Henry Miller

Norman Mailer once said that when Henry Miller gets rolling, there is nothing like his writing: “One has to take the language back to Marlowe and Shakespeare before encountering a wealth of imagery equal in intensity.” I agree but of course in today’s fast-paced quick-gratification world, it begs the question that a wealth of imagery is prized any longer. I have bummed around the many online reading groups for more than fifteen years and it is a common complaint that an author uses too many words. What is ironic is that similar passages in other books are deemed by the same people to be poetic and beautiful writing.

I guess it’s not a secret that literary acumen is not much in demand nowadays outside of academia.

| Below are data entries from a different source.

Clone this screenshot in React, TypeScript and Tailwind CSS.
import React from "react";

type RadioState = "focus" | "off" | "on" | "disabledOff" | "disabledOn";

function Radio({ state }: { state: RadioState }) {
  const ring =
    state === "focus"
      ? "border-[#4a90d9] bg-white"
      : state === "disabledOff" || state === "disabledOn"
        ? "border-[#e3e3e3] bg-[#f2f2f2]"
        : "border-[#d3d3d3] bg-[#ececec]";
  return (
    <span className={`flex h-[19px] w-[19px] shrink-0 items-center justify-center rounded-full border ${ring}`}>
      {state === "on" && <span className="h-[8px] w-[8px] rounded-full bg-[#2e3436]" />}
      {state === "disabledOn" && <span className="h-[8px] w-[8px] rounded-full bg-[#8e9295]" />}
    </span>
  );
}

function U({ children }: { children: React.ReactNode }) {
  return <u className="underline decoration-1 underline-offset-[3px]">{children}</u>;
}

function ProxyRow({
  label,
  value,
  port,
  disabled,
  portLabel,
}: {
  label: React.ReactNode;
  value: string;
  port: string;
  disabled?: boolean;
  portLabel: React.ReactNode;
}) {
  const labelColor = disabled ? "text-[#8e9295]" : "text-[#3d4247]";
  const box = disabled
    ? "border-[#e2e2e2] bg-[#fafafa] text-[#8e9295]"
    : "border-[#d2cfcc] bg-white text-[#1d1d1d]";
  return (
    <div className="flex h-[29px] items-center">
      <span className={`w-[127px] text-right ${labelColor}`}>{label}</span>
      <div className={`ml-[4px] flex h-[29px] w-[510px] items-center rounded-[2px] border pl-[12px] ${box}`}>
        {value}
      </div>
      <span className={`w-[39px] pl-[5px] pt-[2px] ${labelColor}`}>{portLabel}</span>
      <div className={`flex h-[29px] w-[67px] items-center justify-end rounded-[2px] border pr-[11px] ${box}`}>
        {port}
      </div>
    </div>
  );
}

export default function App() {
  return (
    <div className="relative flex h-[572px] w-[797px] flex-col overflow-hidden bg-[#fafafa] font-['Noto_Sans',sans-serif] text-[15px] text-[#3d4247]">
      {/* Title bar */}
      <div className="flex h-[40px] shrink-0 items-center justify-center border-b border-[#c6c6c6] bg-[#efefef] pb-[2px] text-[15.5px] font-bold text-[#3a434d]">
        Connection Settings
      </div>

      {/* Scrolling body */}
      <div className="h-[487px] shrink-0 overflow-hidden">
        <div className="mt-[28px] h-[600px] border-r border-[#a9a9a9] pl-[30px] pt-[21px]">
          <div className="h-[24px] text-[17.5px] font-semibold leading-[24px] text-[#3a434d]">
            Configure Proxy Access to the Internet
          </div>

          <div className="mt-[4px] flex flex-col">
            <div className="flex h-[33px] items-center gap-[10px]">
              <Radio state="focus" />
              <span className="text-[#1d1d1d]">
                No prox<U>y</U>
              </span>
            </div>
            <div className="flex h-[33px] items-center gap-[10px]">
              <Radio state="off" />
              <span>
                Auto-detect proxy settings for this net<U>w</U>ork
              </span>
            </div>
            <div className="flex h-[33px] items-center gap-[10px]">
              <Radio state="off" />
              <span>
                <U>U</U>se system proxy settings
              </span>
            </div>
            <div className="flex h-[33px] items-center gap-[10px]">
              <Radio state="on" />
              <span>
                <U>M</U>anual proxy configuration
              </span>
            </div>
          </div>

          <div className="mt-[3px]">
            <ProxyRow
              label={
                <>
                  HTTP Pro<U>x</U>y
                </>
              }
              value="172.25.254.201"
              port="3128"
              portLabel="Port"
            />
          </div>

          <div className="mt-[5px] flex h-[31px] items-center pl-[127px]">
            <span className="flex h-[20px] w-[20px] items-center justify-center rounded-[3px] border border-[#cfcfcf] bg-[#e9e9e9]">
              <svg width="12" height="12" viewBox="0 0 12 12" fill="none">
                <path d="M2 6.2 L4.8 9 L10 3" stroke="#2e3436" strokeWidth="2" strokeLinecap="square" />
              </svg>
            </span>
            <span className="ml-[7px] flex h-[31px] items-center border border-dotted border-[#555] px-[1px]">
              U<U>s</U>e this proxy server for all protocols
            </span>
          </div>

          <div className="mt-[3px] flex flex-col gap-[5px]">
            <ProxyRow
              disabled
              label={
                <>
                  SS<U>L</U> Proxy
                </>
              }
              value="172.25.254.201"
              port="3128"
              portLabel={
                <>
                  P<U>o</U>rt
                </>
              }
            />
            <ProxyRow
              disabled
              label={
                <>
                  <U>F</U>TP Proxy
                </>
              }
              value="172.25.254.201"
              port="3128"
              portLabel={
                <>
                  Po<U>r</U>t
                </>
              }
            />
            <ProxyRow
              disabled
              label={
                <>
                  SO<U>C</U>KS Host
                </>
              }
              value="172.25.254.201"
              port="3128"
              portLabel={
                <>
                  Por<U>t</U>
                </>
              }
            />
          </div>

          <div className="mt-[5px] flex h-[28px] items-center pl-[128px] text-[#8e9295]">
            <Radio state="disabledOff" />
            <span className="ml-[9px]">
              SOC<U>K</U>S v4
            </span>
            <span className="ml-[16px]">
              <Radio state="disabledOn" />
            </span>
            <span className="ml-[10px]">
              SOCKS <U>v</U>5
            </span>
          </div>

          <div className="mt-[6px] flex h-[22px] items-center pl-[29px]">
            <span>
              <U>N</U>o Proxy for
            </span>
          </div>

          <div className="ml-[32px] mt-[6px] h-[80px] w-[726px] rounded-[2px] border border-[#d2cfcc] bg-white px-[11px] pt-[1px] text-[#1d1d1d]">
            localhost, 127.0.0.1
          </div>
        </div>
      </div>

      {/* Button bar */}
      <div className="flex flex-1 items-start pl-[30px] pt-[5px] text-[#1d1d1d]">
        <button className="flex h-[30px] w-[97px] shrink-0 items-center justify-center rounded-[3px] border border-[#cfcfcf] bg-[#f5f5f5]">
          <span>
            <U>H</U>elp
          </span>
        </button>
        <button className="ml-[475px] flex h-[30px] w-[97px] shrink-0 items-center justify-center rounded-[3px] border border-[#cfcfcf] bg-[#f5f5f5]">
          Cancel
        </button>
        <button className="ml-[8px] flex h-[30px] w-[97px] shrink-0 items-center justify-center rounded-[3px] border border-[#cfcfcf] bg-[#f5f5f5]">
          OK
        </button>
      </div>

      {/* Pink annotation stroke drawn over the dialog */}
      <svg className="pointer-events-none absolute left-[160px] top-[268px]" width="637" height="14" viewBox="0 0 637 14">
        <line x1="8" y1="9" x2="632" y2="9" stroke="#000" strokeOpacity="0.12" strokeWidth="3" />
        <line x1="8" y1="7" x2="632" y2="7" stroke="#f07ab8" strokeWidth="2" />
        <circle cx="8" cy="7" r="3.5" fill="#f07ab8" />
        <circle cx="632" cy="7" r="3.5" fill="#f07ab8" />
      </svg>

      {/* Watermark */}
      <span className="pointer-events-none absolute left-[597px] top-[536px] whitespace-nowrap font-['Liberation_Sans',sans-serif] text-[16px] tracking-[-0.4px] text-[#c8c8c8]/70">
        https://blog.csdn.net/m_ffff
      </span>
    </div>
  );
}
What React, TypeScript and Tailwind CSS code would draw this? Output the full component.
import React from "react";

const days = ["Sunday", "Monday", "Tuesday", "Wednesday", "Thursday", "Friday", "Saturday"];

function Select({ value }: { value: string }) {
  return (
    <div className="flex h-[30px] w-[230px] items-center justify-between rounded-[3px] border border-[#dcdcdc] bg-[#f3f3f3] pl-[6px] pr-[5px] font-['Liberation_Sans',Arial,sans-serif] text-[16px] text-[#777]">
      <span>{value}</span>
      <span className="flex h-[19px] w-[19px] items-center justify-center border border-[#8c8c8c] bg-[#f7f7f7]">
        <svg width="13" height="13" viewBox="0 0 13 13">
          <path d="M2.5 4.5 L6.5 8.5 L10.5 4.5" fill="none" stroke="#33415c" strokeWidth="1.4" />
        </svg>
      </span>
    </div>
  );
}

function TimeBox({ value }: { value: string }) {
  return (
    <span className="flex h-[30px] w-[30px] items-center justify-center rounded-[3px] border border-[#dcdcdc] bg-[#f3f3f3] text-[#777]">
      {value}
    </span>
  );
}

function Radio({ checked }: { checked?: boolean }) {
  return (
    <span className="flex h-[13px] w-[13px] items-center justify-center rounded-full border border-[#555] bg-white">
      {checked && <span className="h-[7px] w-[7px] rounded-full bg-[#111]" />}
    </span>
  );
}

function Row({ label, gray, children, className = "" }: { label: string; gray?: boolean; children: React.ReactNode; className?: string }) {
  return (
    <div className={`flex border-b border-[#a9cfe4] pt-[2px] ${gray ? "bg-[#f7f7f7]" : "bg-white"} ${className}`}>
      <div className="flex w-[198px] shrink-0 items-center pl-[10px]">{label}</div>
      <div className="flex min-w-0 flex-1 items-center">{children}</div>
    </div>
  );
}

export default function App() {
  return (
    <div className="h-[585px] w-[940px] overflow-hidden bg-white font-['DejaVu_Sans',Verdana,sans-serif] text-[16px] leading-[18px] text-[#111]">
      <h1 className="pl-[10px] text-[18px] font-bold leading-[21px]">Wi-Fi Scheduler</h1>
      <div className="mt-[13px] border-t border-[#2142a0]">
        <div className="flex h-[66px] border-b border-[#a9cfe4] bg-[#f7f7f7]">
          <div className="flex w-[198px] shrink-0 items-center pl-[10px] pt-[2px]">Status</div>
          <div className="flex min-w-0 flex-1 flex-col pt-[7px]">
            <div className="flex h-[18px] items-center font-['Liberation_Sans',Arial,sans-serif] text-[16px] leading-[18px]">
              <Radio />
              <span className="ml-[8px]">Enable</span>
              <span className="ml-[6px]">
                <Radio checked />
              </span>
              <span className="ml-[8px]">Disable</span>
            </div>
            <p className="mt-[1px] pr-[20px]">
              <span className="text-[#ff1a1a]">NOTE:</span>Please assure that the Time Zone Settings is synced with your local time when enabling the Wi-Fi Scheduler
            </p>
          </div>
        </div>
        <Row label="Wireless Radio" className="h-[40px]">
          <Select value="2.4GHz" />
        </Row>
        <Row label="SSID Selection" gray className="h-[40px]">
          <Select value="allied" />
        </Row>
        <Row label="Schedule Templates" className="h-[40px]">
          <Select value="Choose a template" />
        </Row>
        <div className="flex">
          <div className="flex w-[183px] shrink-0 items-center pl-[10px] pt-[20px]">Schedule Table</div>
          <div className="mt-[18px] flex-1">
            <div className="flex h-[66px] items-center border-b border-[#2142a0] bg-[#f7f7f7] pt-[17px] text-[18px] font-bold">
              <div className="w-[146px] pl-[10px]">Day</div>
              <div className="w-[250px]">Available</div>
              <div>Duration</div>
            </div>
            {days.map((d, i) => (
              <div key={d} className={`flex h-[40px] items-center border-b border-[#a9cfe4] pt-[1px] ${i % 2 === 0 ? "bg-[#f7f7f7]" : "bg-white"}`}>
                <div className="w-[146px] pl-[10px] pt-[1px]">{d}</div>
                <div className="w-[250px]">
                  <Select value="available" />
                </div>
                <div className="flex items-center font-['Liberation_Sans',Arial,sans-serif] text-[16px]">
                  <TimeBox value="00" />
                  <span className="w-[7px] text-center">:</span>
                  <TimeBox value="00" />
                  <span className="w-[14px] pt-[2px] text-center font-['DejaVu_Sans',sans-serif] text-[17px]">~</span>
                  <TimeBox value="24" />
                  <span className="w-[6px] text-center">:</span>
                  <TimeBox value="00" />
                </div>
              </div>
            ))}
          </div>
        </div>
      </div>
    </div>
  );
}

But I have to toss in an an extended quotation from Tropic of Capricorn (I’ll try to avoid those rude words Henry tends to use):

“Before I shall have become quite a man again I shall probably exist as a park, a sort of natural park in which people come to rest, to while away the time. What they say or do will be of little matter, for they will bring only their fatigue, their boredom, their hopelessness. I shall be a buffer between the white louse and the red corpuscle. I shall be a ventilator for removing the poisons accumulated through the effort to perfect that which is imperceptible. I shall be law and order as it exists in nature, as it is projected in dream. I shall be the wild park in the midst of the nightmare of perfection, the still, unshakeable dream in the midst of frenzied activity, the random shot on the white billiard table of logic, I shall know neither how to weep nor protest, but I shall know ways in absolute silence to receive and to restore. I shall make no judgments, no criticisms. Those who have had enough will come to me for reflection and meditation; those who have not had enough will die as they lived, in disorder, in desperation, in ignorance of the truth of redemption.”

If you read Tropic of Capricorn you will realize that this is just a snippet from a long section where Henry Miller is really rolling.

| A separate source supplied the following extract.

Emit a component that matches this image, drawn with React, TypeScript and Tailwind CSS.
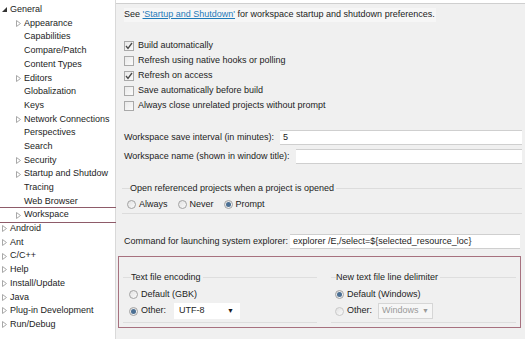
const tree: { label: string; level: number; arrow: "open" | "closed" | "none"; selected?: boolean }[] = [
  { label: "General", level: 0, arrow: "open" },
  { label: "Appearance", level: 1, arrow: "closed" },
  { label: "Capabilities", level: 1, arrow: "none" },
  { label: "Compare/Patch", level: 1, arrow: "none" },
  { label: "Content Types", level: 1, arrow: "none" },
  { label: "Editors", level: 1, arrow: "closed" },
  { label: "Globalization", level: 1, arrow: "none" },
  { label: "Keys", level: 1, arrow: "none" },
  { label: "Network Connections", level: 1, arrow: "closed" },
  { label: "Perspectives", level: 1, arrow: "none" },
  { label: "Search", level: 1, arrow: "none" },
  { label: "Security", level: 1, arrow: "closed" },
  { label: "Startup and Shutdow", level: 1, arrow: "closed" },
  { label: "Tracing", level: 1, arrow: "none" },
  { label: "Web Browser", level: 1, arrow: "none" },
  { label: "Workspace", level: 1, arrow: "closed", selected: true },
  { label: "Android", level: 0, arrow: "closed" },
  { label: "Ant", level: 0, arrow: "closed" },
  { label: "C/C++", level: 0, arrow: "closed" },
  { label: "Help", level: 0, arrow: "closed" },
  { label: "Install/Update", level: 0, arrow: "closed" },
  { label: "Java", level: 0, arrow: "closed" },
  { label: "Plug-in Development", level: 0, arrow: "closed" },
  { label: "Run/Debug", level: 0, arrow: "closed" },
];

const checks = [
  { label: "Build automatically", on: true },
  { label: "Refresh using native hooks or polling", on: false },
  { label: "Refresh on access", on: true },
  { label: "Save automatically before build", on: false },
  { label: "Always close unrelated projects without prompt", on: false },
];

function Arrow({ kind }: { kind: "open" | "closed" | "none" }) {
  if (kind === "none") return <span className="w-[7px]" />;
  if (kind === "open")
    return (
      <svg width="7" height="7" viewBox="0 0 7 7">
        <path d="M6 1 L6 6 L1 6 Z" fill="#333" />
      </svg>
    );
  return (
    <svg width="7" height="7" viewBox="0 0 7 7">
      <path d="M1.5 0.5 L5.5 3.5 L1.5 6.5 Z" fill="none" stroke="#a8a8a8" strokeWidth="1" />
    </svg>
  );
}

function Checkbox({ on }: { on: boolean }) {
  return (
    <span className="flex h-[10px] w-[10px] items-center justify-center border border-[#a9a9a9] bg-gradient-to-br from-[#e9e9e9] to-[#fbfbfb]">
      {on && (
        <svg width="8" height="8" viewBox="0 0 8 8">
          <path d="M1 4 L3 6.5 L7 1" fill="none" stroke="#4a4a4a" strokeWidth="1.3" />
        </svg>
      )}
    </span>
  );
}

function Radio({ on, disabled }: { on: boolean; disabled?: boolean }) {
  return (
    <span
      className={`flex h-[9px] w-[9px] items-center justify-center rounded-full border ${
        disabled ? "border-[#c9c9c9]" : "border-[#a2a2a2]"
      } bg-gradient-to-br from-[#e2e2e2] to-[#fafafa]`}
    >
      {on && <span className="h-[5px] w-[5px] rounded-full bg-[#4b6f93]" />}
    </span>
  );
}

export default function App() {
  return (
    <div className="flex h-[339px] w-[525px] overflow-hidden bg-white font-['Liberation_Sans',Arial,sans-serif] text-[9px] text-[#1c1c1c]">
      {/* preference tree */}
      <div className="flex w-[116px] shrink-0 flex-col border-r border-[#d9d9d9] bg-white pt-[3px]">
        {tree.map((t) => (
          <div
            key={t.label}
            className={`flex h-[13.7px] items-center gap-[2px] whitespace-nowrap ${
              t.level === 0 ? "pl-[1px]" : "pl-[15px]"
            } ${t.selected ? "mr-[-3px] outline outline-1 outline-[#8e5b69]" : ""}`}
          >
            <Arrow kind={t.arrow} />
            <span>{t.label}</span>
          </div>
        ))}
      </div>

      {/* workspace page */}
      <div className="flex flex-1 flex-col bg-white pt-[3px]">
        <div className="flex flex-1 flex-col border-t border-[#cfcfcf] bg-[#f0f0f0] pl-[8px] pr-[3px]">
          <div className="mt-[5px] flex h-[12px] items-center">
            <span className="bg-[#f6f6f6] pr-[1px]">
              See{" "}
              <span className="text-[#1f7ab8] underline">'Startup and Shutdown'</span> for workspace startup and
              shutdown preferences.
            </span>
          </div>

          <div className="mt-[17px] flex flex-col">
            {checks.map((c) => (
              <div key={c.label} className="flex h-[15px] items-center gap-[4px]">
                <Checkbox on={c.on} />
                <span>{c.label}</span>
              </div>
            ))}
          </div>

          <div className="mt-[17px] flex h-[15px] items-center">
            <span className="w-[156px] shrink-0">Workspace save interval (in minutes):</span>
            <div className="flex h-[15px] flex-1 items-center border-y border-[#cfcfcf] bg-white pl-[3px]">5</div>
          </div>
          <div className="mt-[4px] flex h-[15px] items-center">
            <span className="w-[172px] shrink-0">Workspace name (shown in window title):</span>
            <div className="h-[15px] flex-1 border-y border-[#cfcfcf] bg-white" />
          </div>

          <div className="relative mt-[24px] ml-[-2px] h-[26px] border-y border-[#dcdcdc]">
            <span className="absolute left-[8px] top-[-7px] bg-[#f0f0f0] pr-[2px]">
              Open referenced projects when a project is opened
            </span>
            <div className="absolute left-[5px] top-[9px] flex items-center">
              <Radio on={false} />
              <span className="ml-[3px] mr-[10px]">Always</span>
              <Radio on={false} />
              <span className="ml-[3px] mr-[10px]">Never</span>
              <Radio on={true} />
              <span className="ml-[3px]">Prompt</span>
            </div>
          </div>

          <div className="mt-[20px] flex h-[15px] items-center">
            <span className="w-[166px] shrink-0">Command for launching system explorer:</span>
            <div className="mr-[2px] flex h-[15px] flex-1 items-center border-y border-[#cfcfcf] bg-white pl-[3px]">
              explorer /E,/select=${"{"}selected_resource_loc{"}"}
            </div>
          </div>

          {/* encoding / delimiter */}
          <div className="mt-[7px] ml-[-6px] mr-[1px] flex h-[72px] gap-[14px] border border-[#a7717f] px-[4px] pt-[20px]">
            <div className="relative h-[46px] w-[194px] border-y border-[#dedede]">
              <span className="absolute left-[8px] top-[-7px] bg-[#f0f0f0] pr-[2px]">Text file encoding</span>
              <div className="absolute left-[6px] top-[10px] flex items-center gap-[3px]">
                <Radio on={false} />
                <span>Default (GBK)</span>
              </div>
              <div className="absolute left-[6px] top-[25px] flex items-center">
                <Radio on={true} />
                <span className="ml-[3px] w-[33px]">Other:</span>
                <div className="flex h-[16px] w-[66px] items-center justify-between bg-white pl-[5px] pr-[6px]">
                  <span>UTF-8</span>
                  <span className="text-[7px]">▼</span>
                </div>
              </div>
            </div>
            <div className="relative h-[46px] flex-1 border-y border-[#dedede]">
              <span className="absolute left-[5px] top-[-7px] bg-[#f0f0f0] pr-[2px]">New text file line delimiter</span>
              <div className="absolute left-[4px] top-[10px] flex items-center gap-[3px]">
                <Radio on={true} />
                <span>Default (Windows)</span>
              </div>
              <div className="absolute left-[4px] top-[25px] flex items-center">
                <Radio on={false} disabled />
                <span className="ml-[3px] w-[31px]">Other:</span>
                <div className="flex h-[16px] w-[55px] items-center justify-between border border-[#d6d6d6] bg-[#f6f6f6] pl-[3px] pr-[3px] text-[#9a9a9a]">
                  <span>Windows</span>
                  <span className="text-[7px]">▼</span>
                </div>
              </div>
            </div>
          </div>
        </div>
      </div>
    </div>
  );
}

This reminds me of a session at the Hungry I back in the 1960s. Along with the improve, Mort Saul did his nightly reading of the news and discussion of the human condition. I remember him adding to Thoreau’s lives of quiet desperation by suggesting that women are on this world to syphon off some of the anger and poison of the day and to keep their men from going totally insane. Sort of a sexist remark, but not too bad considering the time it was offered. I miss Mort Saul: is he still alive?

One thought on “Henry Miller

  1. “Less is more, but more is more.” This a quote from no writer – it’s from Donatella Versace, actually. But it’s spot on.

    I think that as a rule we should remember to cut things down, keep them to the essential. After mastering this technique we should then let it go, not think about it anymore. That’s the moment when writing turns itself into expression of self. When it is creative writing.

    Every rule in art is meant to be learnt first and then broken right after.